Jesus now reposes in death in total confidence and faith in the Father to raise Him up on the third day. Jesus’s faith in His Father points us to the only means whereby we can have our sins forgiven; be in right relationship with God; be a part of His forever family; and live eternally with God to heaven—by faith.

Paul said in Ephesians 2:8-9 – “For by grace are ye saved through faith; and that not of yourselves:it is the gift of God:9 Not of works, lest any man should boast.”

Faith in the Bible sense means “trust.” To “believe in Jesus” means to “trust in Jesus.”

Everybody is trusting in something to make them right with God or to get them to heaven, but all of them are false ways that lead to hell. Some are trusting in their church; others in some religious ceremony, like the mass or baptism; most are simply trusting their good deeds or serving their country or taking care of their family and just being a good person. All of these are false grounds for salvation.

Paul says in Romans 4:5 – “But to him that worketh not, but believeth on him who justifis the ungodly, his faith is counted for righteousness.”

Just as Jesus reposed in the arms of God the Father and simply trusted Him to raise Him from the dead, so too must we simply trust in Jesus’s promise in John 5:47 – “Verily, verily, I say unto you, He that believeth on me hath everlasting life.”

CONCLUSION

There you have it: Jesus’s last seven words on the cross. Each one is full of truth, but all are deeply personal. So let me be personal with you this morning.

• Have you turned from all the dumb things we use to quench our spiritual thirst and come to Jesus Christ and trusted in Him as your Savior?

A man asked Paul one time, “Sirs, what must I do to be saved?” His reply was not a long lecture on doing good, joining the right church, doing religious things or being holy. His answer was short and sweet—just fourteen words: “Believe on the Lord Jesus Christ and thou shalt be saved and thy house.”
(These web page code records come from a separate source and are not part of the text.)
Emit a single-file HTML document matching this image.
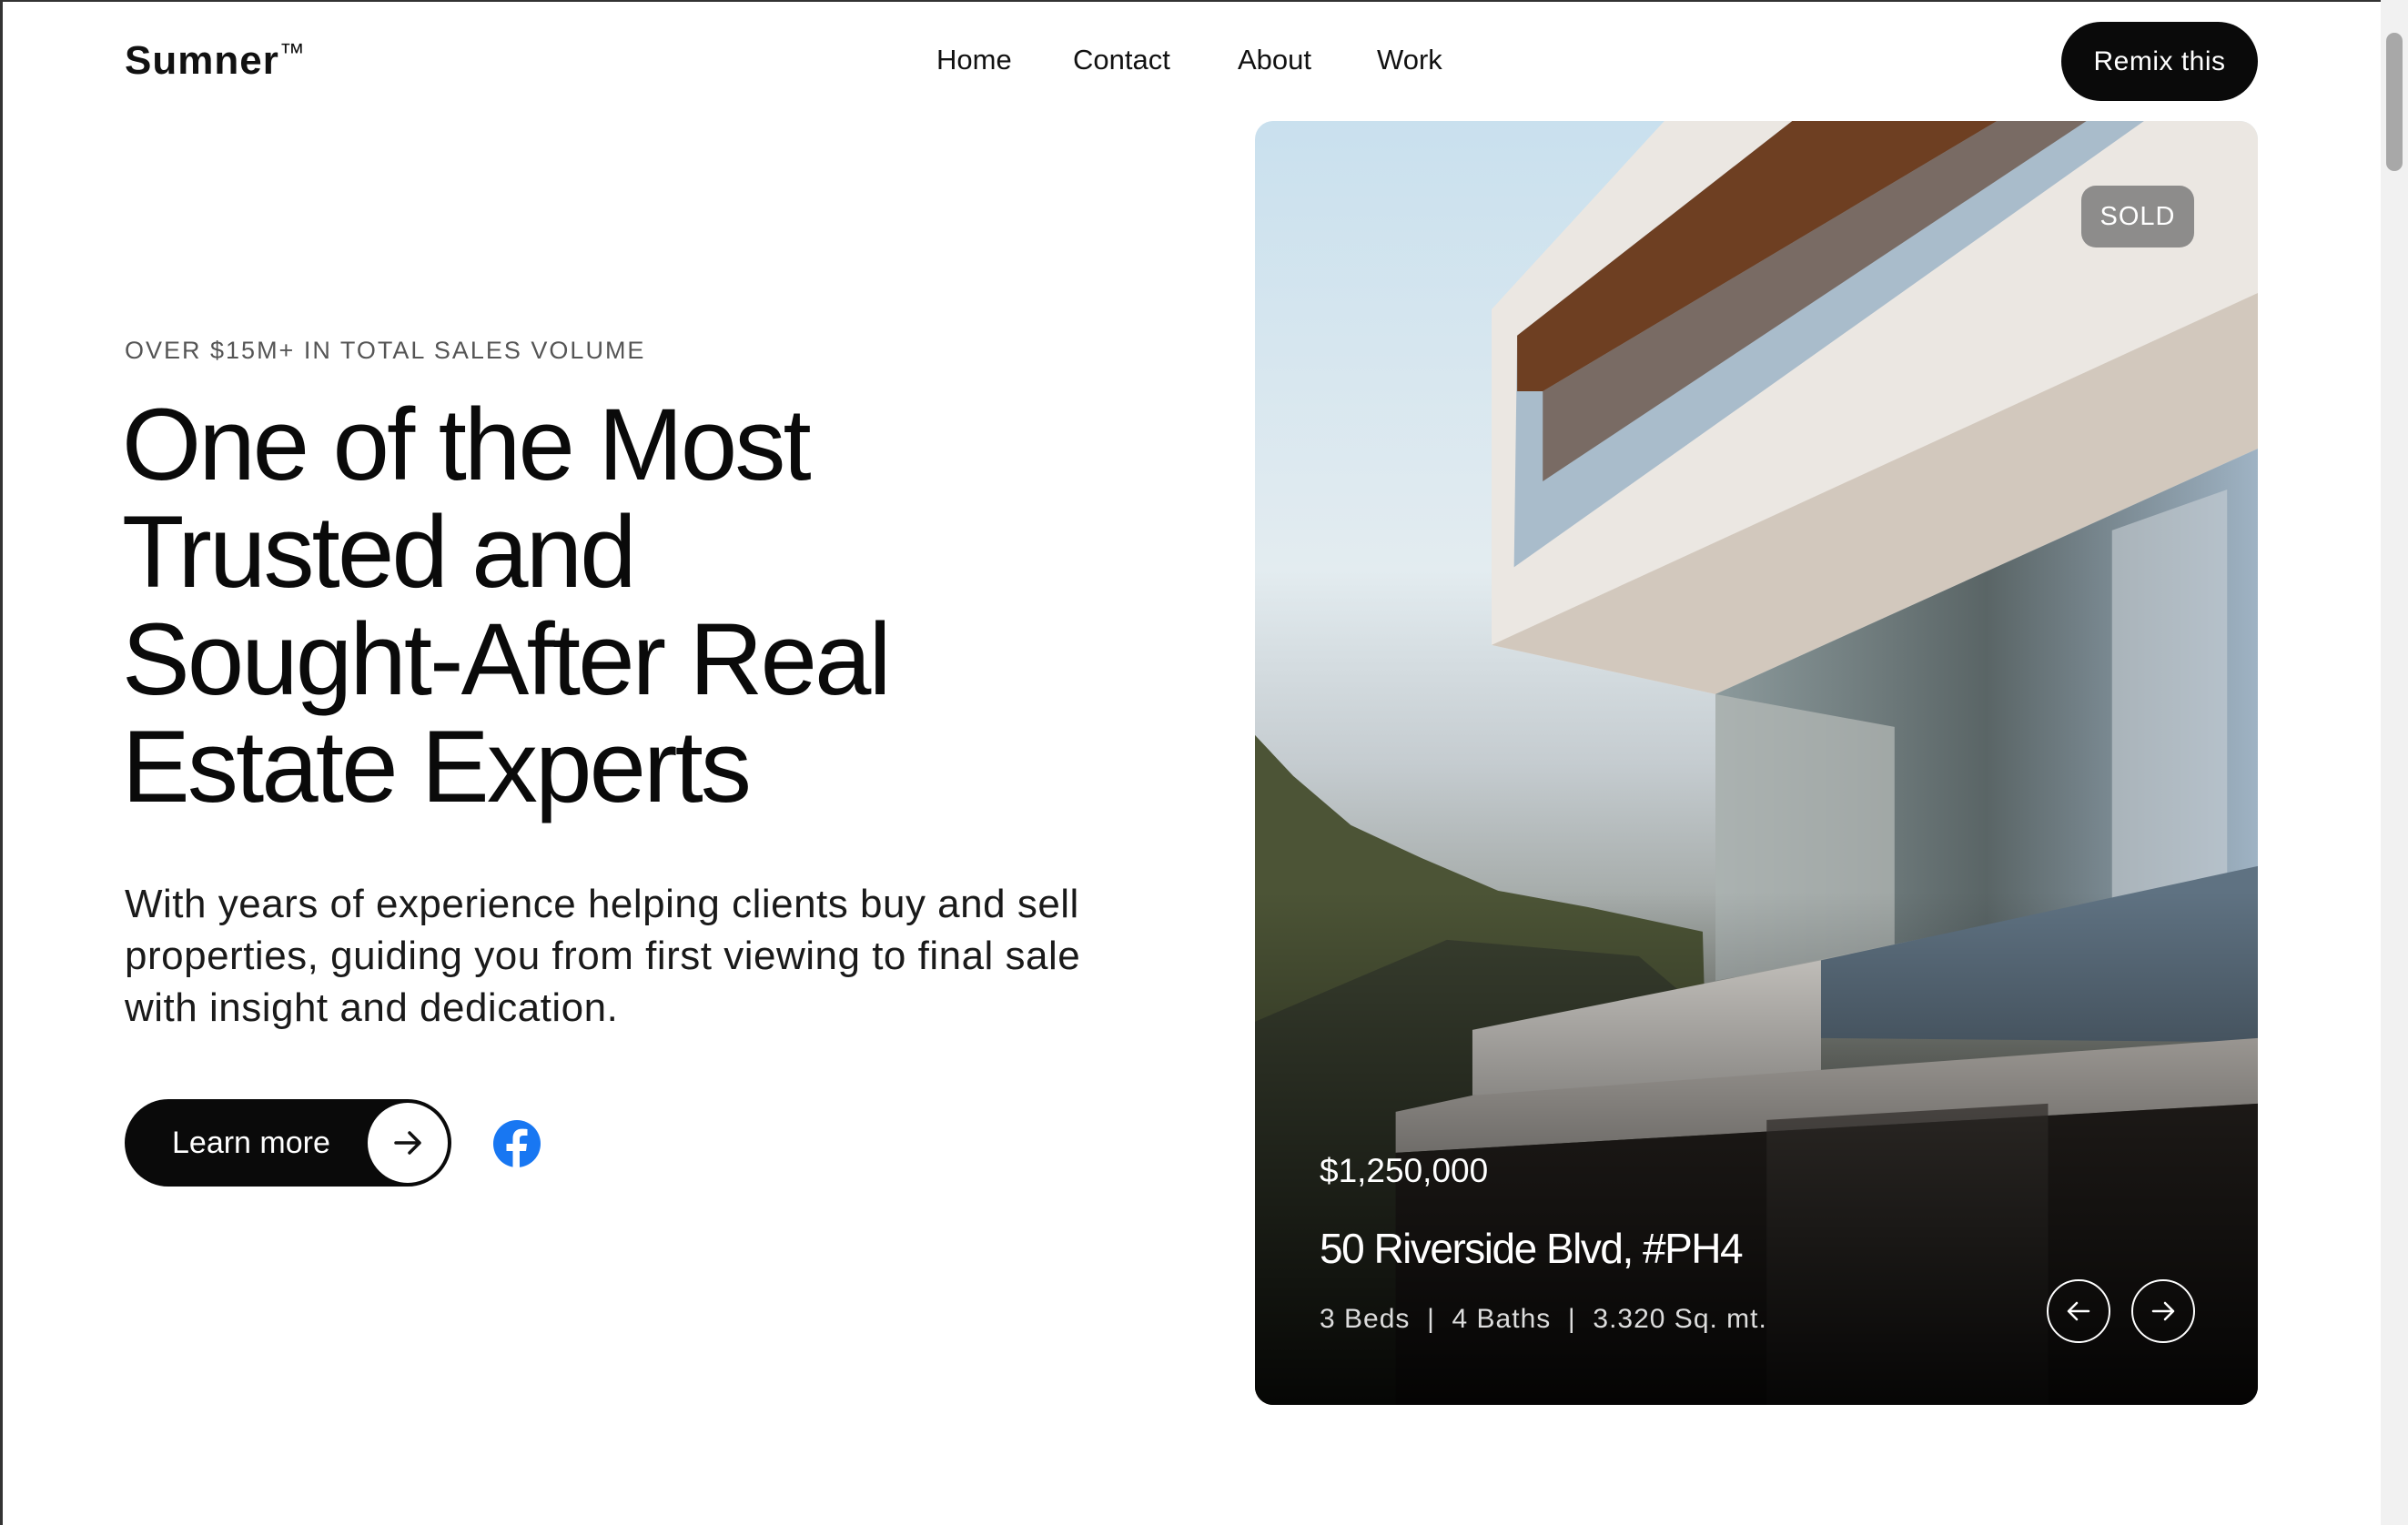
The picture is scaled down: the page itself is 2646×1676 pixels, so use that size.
<!DOCTYPE html>
<html><head><meta charset="utf-8">
<style>
*{margin:0;padding:0;box-sizing:border-box}
html,body{width:2646px;height:1676px;overflow:hidden;background:#fff;font-family:"Liberation Sans",sans-serif;color:#111}
.frame{position:absolute;left:0;top:0;width:2616px;height:1676px;border-left:3px solid #333;border-top:2px solid #333}
.logo{position:absolute;left:137px;top:42px;font-size:44px;font-weight:700;letter-spacing:1px}
.logo sup{font-size:28px;font-weight:400;vertical-align:14px}
.nav a{position:absolute;top:48px;font-size:31px;color:#111;text-decoration:none}
.remix{position:absolute;left:2265px;top:24px;width:216px;height:87px;border-radius:44px;background:#0a0a0a;color:#fff;font-size:30px;display:flex;align-items:center;justify-content:center;letter-spacing:0.5px}
.eyebrow{position:absolute;left:137px;top:370px;font-size:27px;color:#555;letter-spacing:2px}
h1{position:absolute;left:134px;top:430px;font-size:112px;line-height:118px;font-weight:400;letter-spacing:-2.8px;color:#0a0a0a}
.para{position:absolute;left:137px;top:965px;font-size:44px;line-height:57px;color:#1a1a1a;letter-spacing:0.5px;white-space:nowrap}
.btn{position:absolute;left:137px;top:1208px;width:359px;height:96px;border-radius:48px;background:#0a0a0a}
.btn span{position:absolute;left:52px;top:29px;color:#fff;font-size:34px}
.btn .c{position:absolute;right:4px;top:4px;width:88px;height:88px;border-radius:50%;background:#fff}
.card{position:absolute;left:1379px;top:133px;width:1102px;height:1411px;border-radius:20px;overflow:hidden}
.sold{position:absolute;left:908px;top:71px;width:124px;height:68px;border-radius:16px;background:rgba(110,110,110,.75);color:#fff;font-size:29px;display:flex;align-items:center;justify-content:center;letter-spacing:1px}
.price{position:absolute;left:71px;top:1133px;color:#fff;font-size:37px}
.addr{position:absolute;left:71px;top:1212px;color:#fff;font-size:46px;letter-spacing:-1.5px}
.spec{position:absolute;left:71px;top:1300px;color:#ddd;font-size:30px;letter-spacing:1px}
.arr{position:absolute;top:1273px;width:70px;height:70px;border-radius:50%;border:2px solid #fff}
.scroll{position:absolute;left:2616px;top:0;width:30px;height:1676px;background:#f1f1f1}
.thumb{position:absolute;left:2622px;top:36px;width:18px;height:152px;border-radius:9px;background:#a8a8a8}
</style></head><body>
<div class="frame"></div>
<div class="logo">Sumner<sup>™</sup></div>
<div class="nav"><a style="left:1029px">Home</a><a style="left:1179px">Contact</a><a style="left:1360px">About</a><a style="left:1513px">Work</a></div>
<div class="remix">Remix this</div>
<div class="eyebrow">OVER $15M+ IN TOTAL SALES VOLUME</div>
<h1>One of the Most<br>Trusted and<br>Sought-After Real<br>Estate Experts</h1>
<div class="para">With years of experience helping clients buy and sell<br>properties, guiding you from first viewing to final sale<br>with insight and dedication.</div>
<div class="btn"><span>Learn more</span><div class="c"><svg width="88" height="88" viewBox="0 0 88 88"><path d="M31 44h26M46 33l11 11-11 11" stroke="#111" stroke-width="3.5" fill="none" stroke-linecap="round" stroke-linejoin="round"/></svg></div></div>
<svg style="position:absolute;left:541px;top:1230px" width="54" height="54" viewBox="0 0 54 54"><circle cx="27" cy="27" r="26" fill="#1877f2"/><path d="M30 54V35h7l1-8h-8v-5c0-2.5 1-4 4-4h4.5v-7c-1-.2-3.5-.4-6-.4-6 0-10 3.6-10 10.3V27h-7v8h7v19z" fill="#fff"/></svg>
<div class="card">
<svg width="1102" height="1411" viewBox="0 0 1568 1568" preserveAspectRatio="none">
<defs>
<linearGradient id="sky" x1="0" y1="0" x2="0" y2="1"><stop offset="0" stop-color="#c9e0ee"/><stop offset=".35" stop-color="#e3ecf0"/><stop offset=".5" stop-color="#c5ccd0"/><stop offset=".7" stop-color="#8a8f88"/><stop offset="1" stop-color="#222"/></linearGradient>
<linearGradient id="shade" x1="0" y1="0" x2="0" y2="1"><stop offset=".6" stop-color="#000" stop-opacity="0"/><stop offset=".82" stop-color="#000" stop-opacity=".5"/><stop offset="1" stop-color="#000" stop-opacity=".9"/></linearGradient>
<linearGradient id="glass" x1="0" y1="0" x2="1" y2="0"><stop offset="0" stop-color="#8c9a9c"/><stop offset=".5" stop-color="#5a6566"/><stop offset="1" stop-color="#9fb3c4"/></linearGradient>
</defs>
<rect width="1568" height="1568" fill="url(#sky)"/>
<path d="M0 750 L60 800 L150 860 L260 900 L380 940 L520 960 L700 990 L720 1568 L0 1568Z" fill="#4c5436"/>
<path d="M0 1100 L300 1000 L600 1020 L720 1100 L720 1568 L0 1568Z" fill="#3a4030"/>
<path d="M370 230 L640 0 L1568 0 L1568 390 L720 700 L370 640Z" fill="#ebe7e2"/>
<path d="M410 262 L840 0 L1390 0 L405 545Z" fill="#a9bccb"/>
<path d="M410 262 L840 0 L1160 0 L450 330 L410 330Z" fill="#6e3f22"/>
<path d="M450 330 L1160 0 L1300 0 L450 440Z" fill="#5a3520" opacity=".6"/>
<path d="M370 640 L1568 210 L1568 400 L720 700Z" fill="#d2c8bd"/>
<path d="M720 700 L1568 400 L1568 915 L720 1050Z" fill="url(#glass)"/>
<path d="M720 700 L1000 740 L1000 1010 L720 1050Z" fill="#b8bcb9" opacity=".7"/>
<path d="M1340 500 L1520 450 L1520 930 L1340 950Z" fill="#c9d1d6" opacity=".6"/>
<path d="M340 1110 L885 1025 L885 1190 L340 1190Z" fill="#d9d6d1"/>
<path d="M885 1025 L1568 910 L1568 1125 L885 1120Z" fill="#5f7282"/>
<path d="M220 1210 L340 1190 L1568 1120 L1568 1200 L220 1260Z" fill="#cfcac4"/>
<path d="M220 1260 L1568 1200 L1568 1568 L220 1568Z" fill="#2d2824"/>
<path d="M800 1220 L1240 1200 L1240 1568 L800 1568Z" fill="#4a4540" opacity=".7"/>
<rect width="1568" height="1568" fill="url(#shade)"/>
</svg>
<div class="sold">SOLD</div>
<div class="price">$1,250,000</div>
<div class="addr">50 Riverside Blvd, #PH4</div>
<div class="spec">3 Beds &nbsp;|&nbsp; 4 Baths &nbsp;|&nbsp; 3.320 Sq. mt.</div>
<div class="arr" style="left:870px"><svg width="66" height="66" viewBox="0 0 66 66"><path d="M44 33H22M31 24l-9 9 9 9" stroke="#fff" stroke-width="2.5" fill="none" stroke-linecap="round" stroke-linejoin="round"/></svg></div>
<div class="arr" style="left:963px"><svg width="66" height="66" viewBox="0 0 66 66"><path d="M22 33h22M35 24l9 9-9 9" stroke="#fff" stroke-width="2.5" fill="none" stroke-linecap="round" stroke-linejoin="round"/></svg></div>
</div>
<div class="scroll"></div><div class="thumb"></div>
</body></html>
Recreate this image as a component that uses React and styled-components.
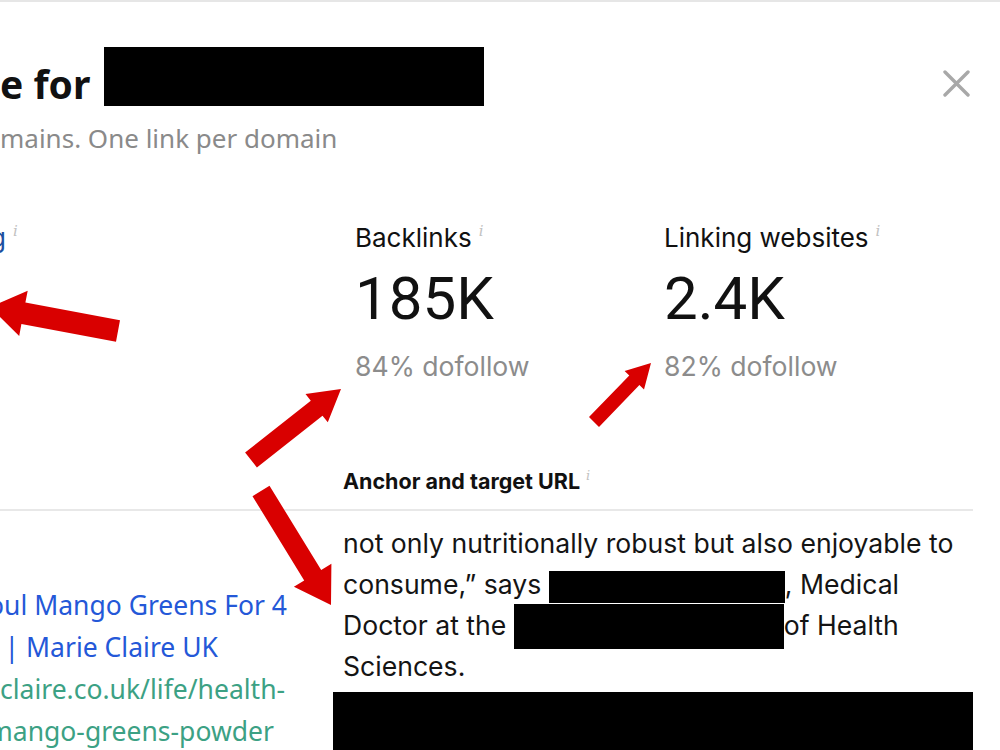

This morning I challenge you to pray a prayer of faith to God and say, “Lord I am a sinner. I believe you died for my sins. I accept your free gift of salvation.” The words are not important: It’s your faith that Jesus will honor that confession of faith in Christ that is important.

• Believer, have you forgotten what Christ did for you on the cross?

Have you grown cold toward God or backslidden from Him? Today, confess these things to God and come back to Him and serve Him again.